Upwelling is a process in which deep, cold water rises toward the surface. Typically, water that rises to the surface as a result of upwelling is colder and rich in nutrients. This is the reason why coastal upwelling ecosystems are some of the most productive ecosystems in the world and support many of the world’s most important fisheries.
For example, the Eastern Boundary Upwelling Systems (EBUS), such as the California Current System (CalCS), the Canary Current System (CanCS), the Humboldt Current System (HCS), and the Benguela Current System (BenCS), are among the most productive marine ecosystems, supplying up to 20% of the global fish catches, although they only cover approximately 1% of the total ocean. Surface alongshore winds, force the offshore water transport and the divergence of the surface flow, thereby lifting nutrient-rich deep waters into the euphotic layer. The nutrient-rich upwelled water, in addition to the sunlight, sustains the blooms of phytoplankton that are the foundation of the aquatic food web.

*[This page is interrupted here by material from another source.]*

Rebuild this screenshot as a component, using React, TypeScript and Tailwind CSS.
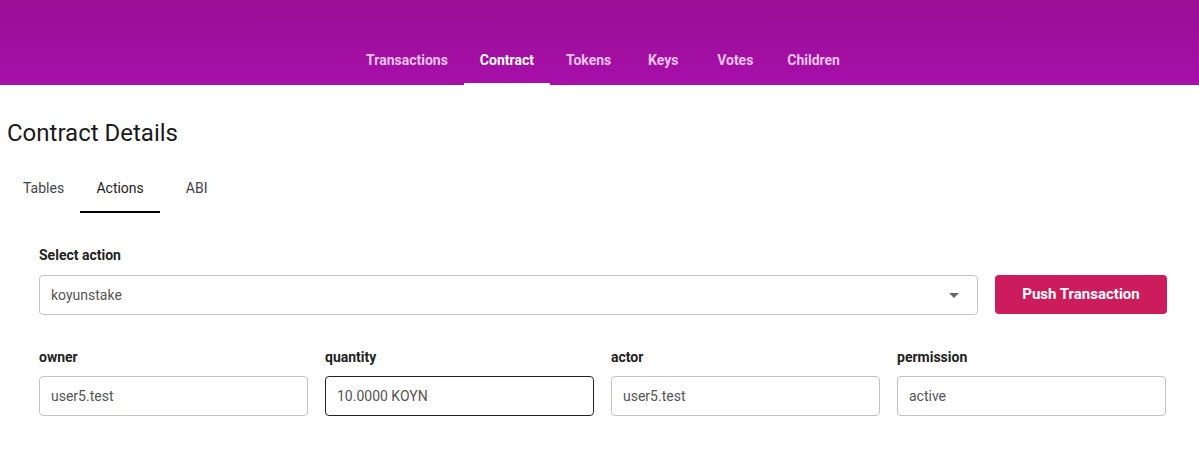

Understanding the drivers and monitoring changes across EBUS is becoming increasingly important: many studies have in fact documented trends and changes at decadal scale in the EBUS ecosystem structure. Coastal warming increases the water stratification and it might limit the effectiveness of upwelling to bring nutrient-rich deep waters up to the surface. Increasing or decreasing of the upwelling-favourable winds might also mitigate or amplify the effect of coastal warming. Coastal waves may also influence the water column stratification modulating coastal biogeochemical conditions and triggering vertical displacements of the thermocline, which controls subsurface anomalies (e.g., salinity), and thus the impact on EBUS productivity.
Moreover, we have to mention the influence of the main large-scale ocean-atmosphere processes: the El Niño Southern Oscillation (ENSO), the Pacific Decadal Oscillation (PDO), the North Pacific Gyre Oscillation (NPGO), the North Atlantic Oscillation (NAO), the Atlantic Multidecadal Oscillation (AMO) seem to play a role in controlling the upwelling variability.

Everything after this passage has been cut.